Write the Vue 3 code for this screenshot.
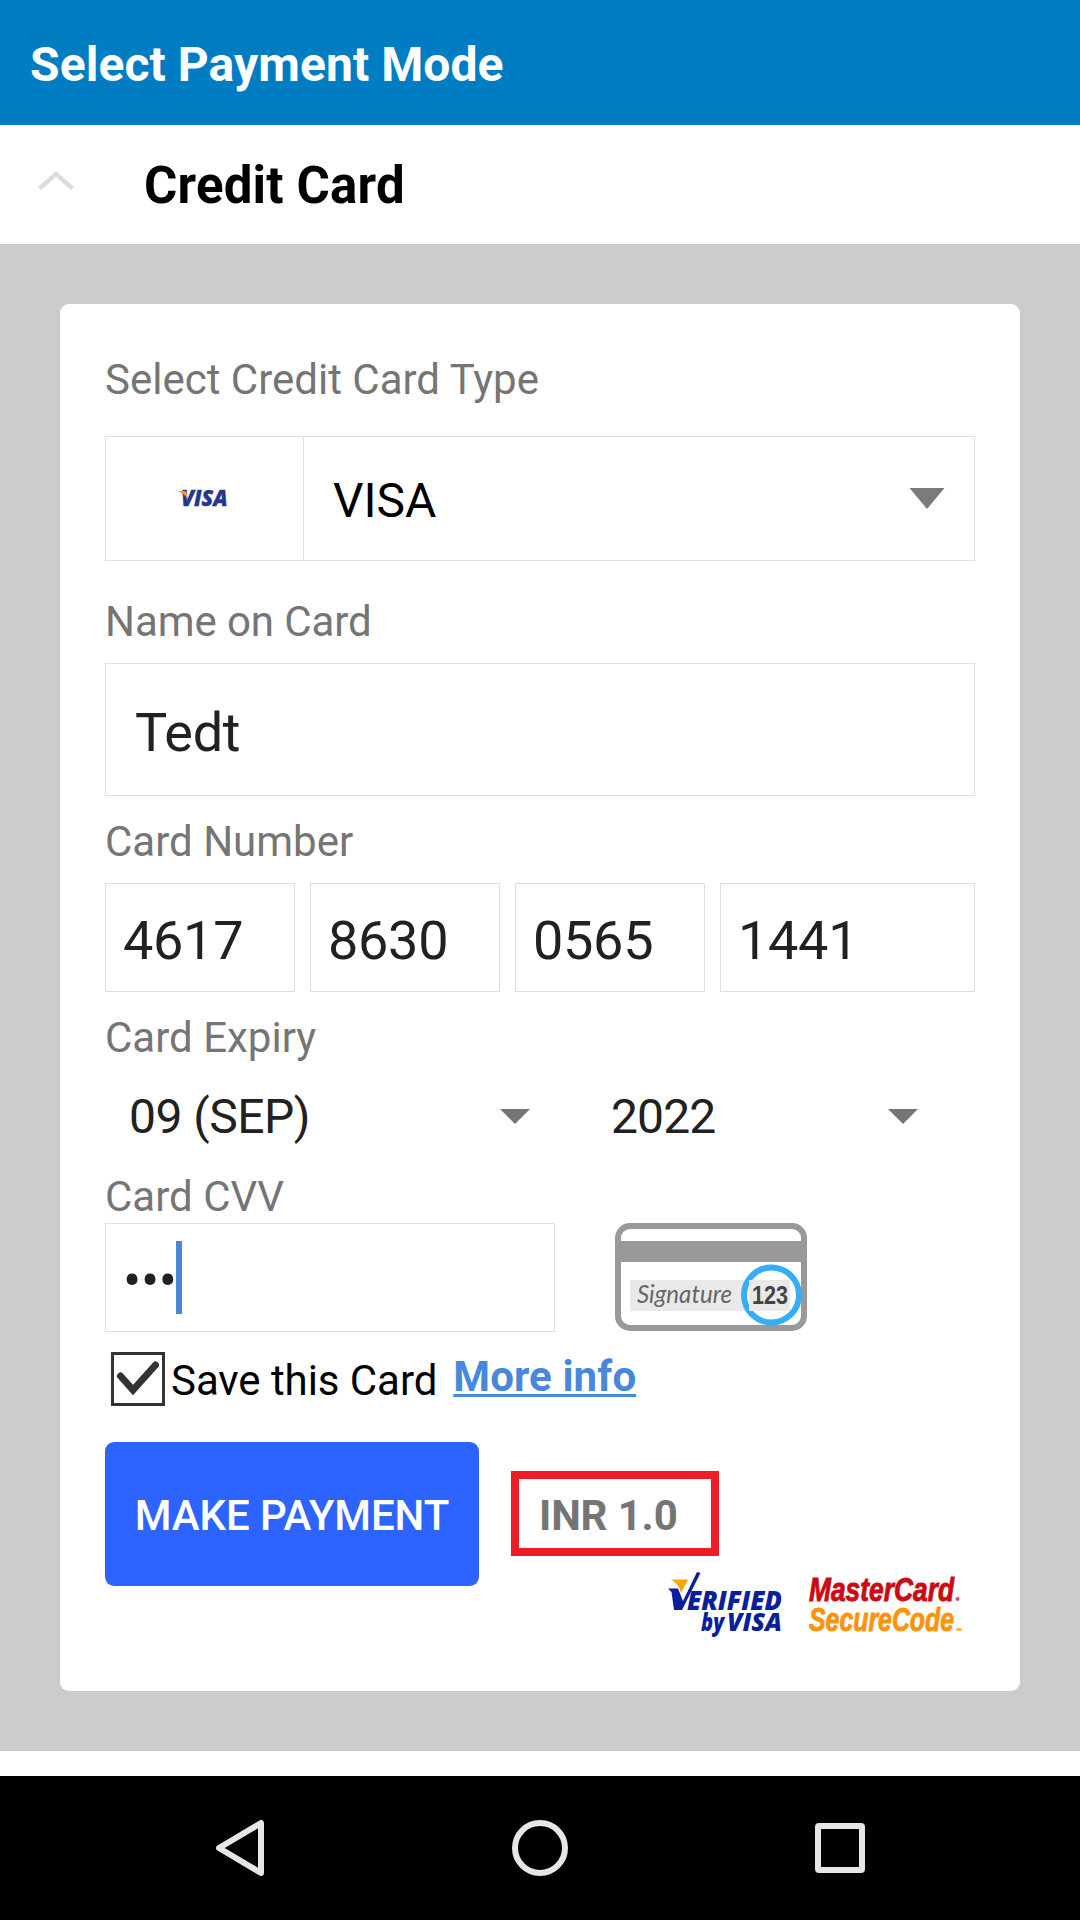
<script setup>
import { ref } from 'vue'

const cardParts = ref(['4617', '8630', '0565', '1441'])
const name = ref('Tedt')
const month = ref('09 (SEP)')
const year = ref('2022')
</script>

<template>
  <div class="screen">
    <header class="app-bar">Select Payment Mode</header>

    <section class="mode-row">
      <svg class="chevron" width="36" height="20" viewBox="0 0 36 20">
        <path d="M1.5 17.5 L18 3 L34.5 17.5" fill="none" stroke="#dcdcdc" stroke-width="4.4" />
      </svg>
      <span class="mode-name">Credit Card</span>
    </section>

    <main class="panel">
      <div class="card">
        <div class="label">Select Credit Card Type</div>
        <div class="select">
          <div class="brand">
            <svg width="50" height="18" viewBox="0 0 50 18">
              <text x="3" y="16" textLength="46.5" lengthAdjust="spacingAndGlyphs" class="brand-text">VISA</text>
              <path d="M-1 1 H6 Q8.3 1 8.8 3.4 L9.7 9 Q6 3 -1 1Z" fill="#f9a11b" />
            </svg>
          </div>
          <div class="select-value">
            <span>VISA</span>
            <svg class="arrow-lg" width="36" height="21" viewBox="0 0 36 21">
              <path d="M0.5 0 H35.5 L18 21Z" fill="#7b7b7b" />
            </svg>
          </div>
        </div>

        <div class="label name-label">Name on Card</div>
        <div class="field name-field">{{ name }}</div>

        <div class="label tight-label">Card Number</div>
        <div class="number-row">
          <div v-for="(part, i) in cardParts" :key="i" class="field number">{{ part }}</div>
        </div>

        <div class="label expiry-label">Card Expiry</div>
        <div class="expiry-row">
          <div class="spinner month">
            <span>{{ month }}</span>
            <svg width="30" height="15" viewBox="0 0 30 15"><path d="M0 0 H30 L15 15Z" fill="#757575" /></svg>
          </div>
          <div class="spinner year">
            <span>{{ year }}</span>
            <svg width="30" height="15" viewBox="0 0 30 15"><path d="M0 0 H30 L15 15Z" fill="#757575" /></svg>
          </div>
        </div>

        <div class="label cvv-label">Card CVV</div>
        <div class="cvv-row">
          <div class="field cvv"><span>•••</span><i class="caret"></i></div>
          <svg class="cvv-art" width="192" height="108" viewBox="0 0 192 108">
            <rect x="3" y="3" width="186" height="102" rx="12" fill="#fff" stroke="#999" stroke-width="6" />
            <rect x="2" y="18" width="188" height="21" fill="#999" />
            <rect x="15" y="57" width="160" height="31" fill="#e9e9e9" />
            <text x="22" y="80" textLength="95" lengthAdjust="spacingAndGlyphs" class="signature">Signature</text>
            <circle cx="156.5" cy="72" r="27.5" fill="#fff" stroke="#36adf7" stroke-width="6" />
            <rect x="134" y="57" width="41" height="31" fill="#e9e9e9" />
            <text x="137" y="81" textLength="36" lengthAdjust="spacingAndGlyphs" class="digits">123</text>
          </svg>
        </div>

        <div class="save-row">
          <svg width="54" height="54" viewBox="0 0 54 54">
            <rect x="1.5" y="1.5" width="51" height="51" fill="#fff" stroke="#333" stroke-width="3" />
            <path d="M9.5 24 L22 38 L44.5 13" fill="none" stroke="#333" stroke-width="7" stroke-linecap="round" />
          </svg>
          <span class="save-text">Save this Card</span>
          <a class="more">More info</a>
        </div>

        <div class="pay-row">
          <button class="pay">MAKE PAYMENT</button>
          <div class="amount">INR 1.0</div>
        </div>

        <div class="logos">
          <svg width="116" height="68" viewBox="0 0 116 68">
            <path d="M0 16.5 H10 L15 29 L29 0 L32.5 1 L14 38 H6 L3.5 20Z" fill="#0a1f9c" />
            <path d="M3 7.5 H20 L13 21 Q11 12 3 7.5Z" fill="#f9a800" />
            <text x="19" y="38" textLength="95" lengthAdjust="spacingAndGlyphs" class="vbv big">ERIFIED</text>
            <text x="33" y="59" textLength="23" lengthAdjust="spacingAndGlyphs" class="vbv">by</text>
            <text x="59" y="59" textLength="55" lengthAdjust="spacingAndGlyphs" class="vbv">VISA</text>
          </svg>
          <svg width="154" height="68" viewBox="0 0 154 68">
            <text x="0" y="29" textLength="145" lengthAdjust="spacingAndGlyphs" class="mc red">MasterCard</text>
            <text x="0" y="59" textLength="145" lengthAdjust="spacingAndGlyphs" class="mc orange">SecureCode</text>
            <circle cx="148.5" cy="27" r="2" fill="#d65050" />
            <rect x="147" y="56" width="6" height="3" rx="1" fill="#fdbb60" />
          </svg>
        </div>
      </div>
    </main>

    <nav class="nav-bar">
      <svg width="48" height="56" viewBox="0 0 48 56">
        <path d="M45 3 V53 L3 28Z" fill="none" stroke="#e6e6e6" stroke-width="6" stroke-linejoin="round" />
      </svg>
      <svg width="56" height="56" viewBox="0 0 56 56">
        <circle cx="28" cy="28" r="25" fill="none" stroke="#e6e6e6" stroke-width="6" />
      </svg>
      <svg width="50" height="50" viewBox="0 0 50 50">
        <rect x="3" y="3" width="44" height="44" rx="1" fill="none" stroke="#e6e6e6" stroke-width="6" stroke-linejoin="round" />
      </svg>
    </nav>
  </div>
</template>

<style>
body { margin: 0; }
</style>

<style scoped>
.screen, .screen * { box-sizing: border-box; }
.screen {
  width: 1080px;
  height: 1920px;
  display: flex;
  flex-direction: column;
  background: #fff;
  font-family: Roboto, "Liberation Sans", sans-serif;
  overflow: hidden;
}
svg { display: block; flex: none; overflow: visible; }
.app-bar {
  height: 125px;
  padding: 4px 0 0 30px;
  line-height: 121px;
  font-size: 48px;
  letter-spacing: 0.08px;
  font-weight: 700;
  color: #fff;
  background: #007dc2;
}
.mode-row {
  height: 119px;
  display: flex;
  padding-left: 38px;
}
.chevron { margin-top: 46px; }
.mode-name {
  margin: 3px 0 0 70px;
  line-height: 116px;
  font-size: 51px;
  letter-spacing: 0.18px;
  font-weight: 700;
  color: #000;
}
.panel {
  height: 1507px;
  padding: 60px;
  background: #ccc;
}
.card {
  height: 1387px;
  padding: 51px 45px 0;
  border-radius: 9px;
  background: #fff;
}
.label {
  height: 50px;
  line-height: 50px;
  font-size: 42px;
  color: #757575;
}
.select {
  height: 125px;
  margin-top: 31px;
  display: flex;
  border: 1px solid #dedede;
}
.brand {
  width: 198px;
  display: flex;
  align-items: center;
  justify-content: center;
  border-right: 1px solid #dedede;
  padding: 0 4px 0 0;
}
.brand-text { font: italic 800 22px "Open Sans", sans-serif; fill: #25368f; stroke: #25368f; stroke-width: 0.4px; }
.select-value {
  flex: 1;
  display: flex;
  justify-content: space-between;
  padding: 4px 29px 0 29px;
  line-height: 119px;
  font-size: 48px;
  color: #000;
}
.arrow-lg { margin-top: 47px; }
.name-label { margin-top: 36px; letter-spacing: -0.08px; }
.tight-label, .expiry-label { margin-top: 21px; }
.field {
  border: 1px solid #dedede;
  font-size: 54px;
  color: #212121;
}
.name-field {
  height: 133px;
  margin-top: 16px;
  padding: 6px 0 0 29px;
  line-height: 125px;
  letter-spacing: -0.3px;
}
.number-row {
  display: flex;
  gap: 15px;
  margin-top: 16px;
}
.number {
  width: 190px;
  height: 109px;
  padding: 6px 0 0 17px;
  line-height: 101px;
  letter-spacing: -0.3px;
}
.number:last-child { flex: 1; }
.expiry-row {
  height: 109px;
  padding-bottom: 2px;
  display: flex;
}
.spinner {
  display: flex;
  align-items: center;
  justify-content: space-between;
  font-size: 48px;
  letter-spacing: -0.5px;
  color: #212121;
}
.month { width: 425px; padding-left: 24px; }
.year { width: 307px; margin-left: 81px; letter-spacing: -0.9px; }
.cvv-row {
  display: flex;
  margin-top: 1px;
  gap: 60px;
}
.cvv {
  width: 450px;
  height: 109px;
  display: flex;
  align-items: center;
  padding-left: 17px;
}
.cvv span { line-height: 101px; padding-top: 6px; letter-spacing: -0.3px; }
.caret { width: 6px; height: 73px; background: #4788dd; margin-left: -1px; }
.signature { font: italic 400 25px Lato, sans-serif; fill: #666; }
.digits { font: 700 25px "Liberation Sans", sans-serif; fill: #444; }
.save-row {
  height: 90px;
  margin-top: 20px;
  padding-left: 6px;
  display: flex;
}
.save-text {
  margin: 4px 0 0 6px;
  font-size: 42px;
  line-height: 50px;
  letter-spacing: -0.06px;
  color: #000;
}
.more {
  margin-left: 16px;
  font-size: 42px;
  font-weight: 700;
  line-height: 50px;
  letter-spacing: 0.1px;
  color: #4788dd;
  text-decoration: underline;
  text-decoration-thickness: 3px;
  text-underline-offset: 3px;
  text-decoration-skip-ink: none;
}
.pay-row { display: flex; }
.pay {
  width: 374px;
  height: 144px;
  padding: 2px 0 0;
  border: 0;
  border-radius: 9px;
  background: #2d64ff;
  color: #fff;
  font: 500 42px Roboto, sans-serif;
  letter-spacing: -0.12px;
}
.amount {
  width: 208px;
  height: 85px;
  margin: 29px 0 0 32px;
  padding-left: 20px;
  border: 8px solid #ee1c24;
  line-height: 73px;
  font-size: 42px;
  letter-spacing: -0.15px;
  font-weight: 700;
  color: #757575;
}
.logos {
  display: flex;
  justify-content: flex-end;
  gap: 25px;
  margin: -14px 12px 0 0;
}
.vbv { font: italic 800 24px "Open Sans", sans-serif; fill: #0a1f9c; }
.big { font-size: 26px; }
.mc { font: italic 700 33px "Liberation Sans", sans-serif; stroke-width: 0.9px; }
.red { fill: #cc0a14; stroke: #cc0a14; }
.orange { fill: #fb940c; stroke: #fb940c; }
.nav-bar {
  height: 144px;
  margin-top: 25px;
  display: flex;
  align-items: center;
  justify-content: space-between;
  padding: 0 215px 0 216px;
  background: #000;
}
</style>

---

> **Problem to solve**:
Which lines include "this"? Copy each of them out.

> **Result**:
Write the Vue 3 code for this screenshot.
          <span class="save-text">Save this Card</span>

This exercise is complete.